### WRITTEN EXERCISE
Find every line in the records below that holds the word "this" and copy it.

### DATA FOR THE TASK
- - - - -

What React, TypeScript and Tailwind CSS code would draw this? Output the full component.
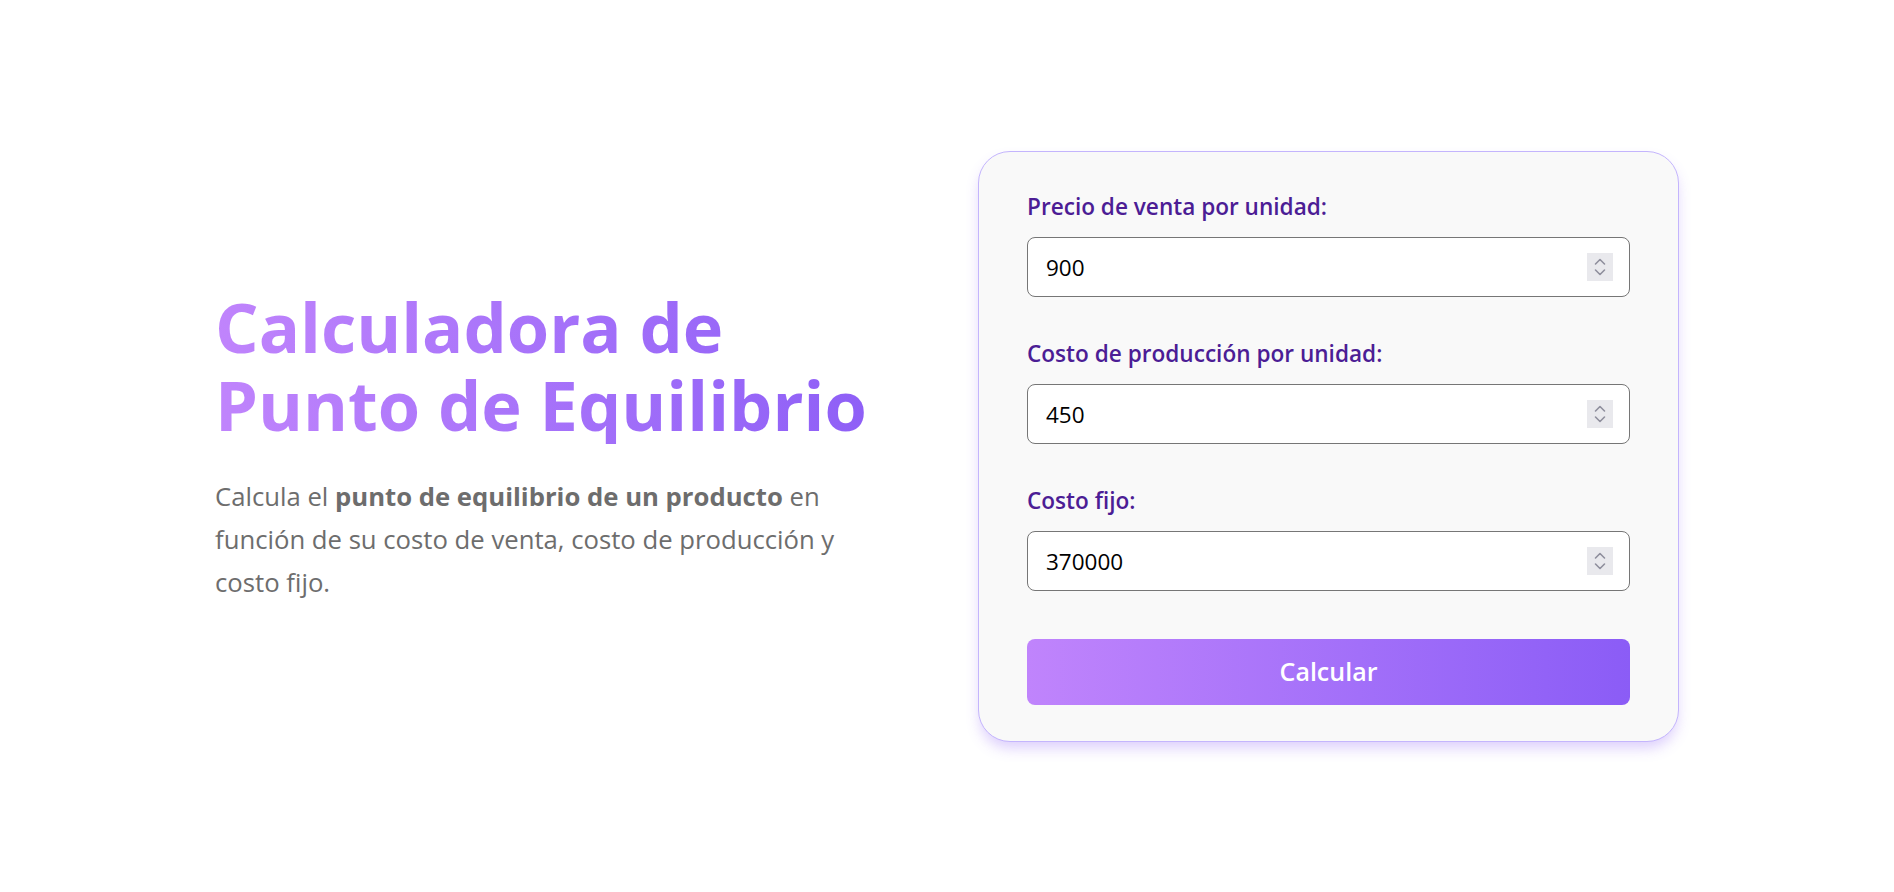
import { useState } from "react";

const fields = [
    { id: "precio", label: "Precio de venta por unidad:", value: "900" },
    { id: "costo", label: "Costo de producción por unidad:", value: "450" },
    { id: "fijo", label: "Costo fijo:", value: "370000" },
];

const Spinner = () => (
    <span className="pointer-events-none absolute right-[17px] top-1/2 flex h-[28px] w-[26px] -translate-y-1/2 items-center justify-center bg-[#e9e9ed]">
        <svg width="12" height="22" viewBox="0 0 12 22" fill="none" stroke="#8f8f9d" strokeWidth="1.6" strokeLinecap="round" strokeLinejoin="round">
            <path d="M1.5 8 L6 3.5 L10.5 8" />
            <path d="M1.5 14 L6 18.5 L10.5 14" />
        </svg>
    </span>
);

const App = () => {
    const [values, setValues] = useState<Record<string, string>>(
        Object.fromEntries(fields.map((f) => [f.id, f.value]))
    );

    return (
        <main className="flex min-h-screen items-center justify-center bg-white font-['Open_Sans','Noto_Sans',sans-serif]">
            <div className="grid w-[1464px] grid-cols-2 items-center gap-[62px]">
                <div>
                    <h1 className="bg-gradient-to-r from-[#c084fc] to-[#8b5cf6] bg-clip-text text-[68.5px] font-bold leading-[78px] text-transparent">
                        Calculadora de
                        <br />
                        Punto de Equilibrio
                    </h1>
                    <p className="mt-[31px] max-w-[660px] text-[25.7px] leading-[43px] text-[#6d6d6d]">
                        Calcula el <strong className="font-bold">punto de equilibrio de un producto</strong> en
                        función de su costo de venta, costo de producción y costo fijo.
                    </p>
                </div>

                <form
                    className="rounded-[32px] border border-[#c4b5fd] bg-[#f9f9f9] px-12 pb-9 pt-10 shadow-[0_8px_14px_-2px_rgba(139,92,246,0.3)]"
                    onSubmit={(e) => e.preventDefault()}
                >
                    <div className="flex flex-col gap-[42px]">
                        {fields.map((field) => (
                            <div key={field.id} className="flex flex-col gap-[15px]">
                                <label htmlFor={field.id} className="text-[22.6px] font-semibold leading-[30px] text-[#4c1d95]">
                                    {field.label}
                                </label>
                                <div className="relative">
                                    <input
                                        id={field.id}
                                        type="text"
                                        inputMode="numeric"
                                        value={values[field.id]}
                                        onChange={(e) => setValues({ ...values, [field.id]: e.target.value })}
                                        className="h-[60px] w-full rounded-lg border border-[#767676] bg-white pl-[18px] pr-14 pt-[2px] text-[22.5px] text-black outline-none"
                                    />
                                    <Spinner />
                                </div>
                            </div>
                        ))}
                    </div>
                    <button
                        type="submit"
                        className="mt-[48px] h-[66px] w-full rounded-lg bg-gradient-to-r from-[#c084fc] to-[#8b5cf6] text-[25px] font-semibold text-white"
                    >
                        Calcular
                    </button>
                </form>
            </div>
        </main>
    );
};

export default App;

- - - - -

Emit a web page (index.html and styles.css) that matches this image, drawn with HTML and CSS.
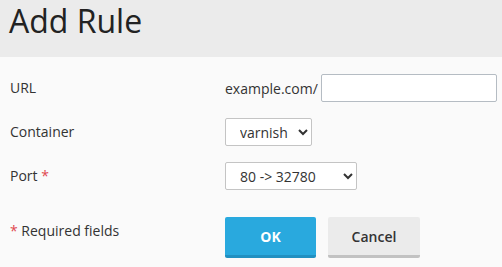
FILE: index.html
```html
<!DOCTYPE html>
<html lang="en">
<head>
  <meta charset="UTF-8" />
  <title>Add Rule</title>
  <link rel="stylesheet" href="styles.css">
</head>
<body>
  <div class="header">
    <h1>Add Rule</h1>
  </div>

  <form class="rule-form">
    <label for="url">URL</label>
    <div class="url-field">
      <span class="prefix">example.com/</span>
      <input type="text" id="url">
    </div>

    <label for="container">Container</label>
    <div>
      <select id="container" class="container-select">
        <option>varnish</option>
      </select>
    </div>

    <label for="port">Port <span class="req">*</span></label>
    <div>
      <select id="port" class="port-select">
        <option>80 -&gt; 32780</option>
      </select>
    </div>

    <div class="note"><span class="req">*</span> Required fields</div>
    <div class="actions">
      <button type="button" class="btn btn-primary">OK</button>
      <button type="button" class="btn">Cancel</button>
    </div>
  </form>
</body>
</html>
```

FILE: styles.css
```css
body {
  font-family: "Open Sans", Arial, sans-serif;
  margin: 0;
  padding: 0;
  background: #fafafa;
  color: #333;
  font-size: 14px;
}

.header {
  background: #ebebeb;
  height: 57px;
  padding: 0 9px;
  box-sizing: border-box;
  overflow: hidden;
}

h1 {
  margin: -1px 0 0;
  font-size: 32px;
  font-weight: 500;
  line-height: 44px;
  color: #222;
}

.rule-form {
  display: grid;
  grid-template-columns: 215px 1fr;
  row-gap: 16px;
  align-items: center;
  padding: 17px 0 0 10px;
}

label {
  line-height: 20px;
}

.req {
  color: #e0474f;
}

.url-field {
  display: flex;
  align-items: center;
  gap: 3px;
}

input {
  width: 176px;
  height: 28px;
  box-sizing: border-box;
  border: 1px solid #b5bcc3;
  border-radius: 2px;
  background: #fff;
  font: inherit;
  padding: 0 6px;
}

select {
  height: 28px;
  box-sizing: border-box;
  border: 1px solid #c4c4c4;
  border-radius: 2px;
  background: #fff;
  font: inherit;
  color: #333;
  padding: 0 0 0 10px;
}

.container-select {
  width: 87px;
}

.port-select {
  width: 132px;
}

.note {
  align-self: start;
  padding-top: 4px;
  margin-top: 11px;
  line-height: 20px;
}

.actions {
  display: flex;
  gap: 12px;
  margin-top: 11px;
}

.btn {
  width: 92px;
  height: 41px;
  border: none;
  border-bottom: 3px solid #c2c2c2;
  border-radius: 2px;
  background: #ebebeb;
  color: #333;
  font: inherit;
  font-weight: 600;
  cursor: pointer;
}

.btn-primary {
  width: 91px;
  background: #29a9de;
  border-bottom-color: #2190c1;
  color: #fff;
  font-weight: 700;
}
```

- - - - -

### WRITTEN ANSWER
What React, TypeScript and Tailwind CSS code would draw this? Output the full component.
Emit a web page (index.html and styles.css) that matches this image, drawn with HTML and CSS.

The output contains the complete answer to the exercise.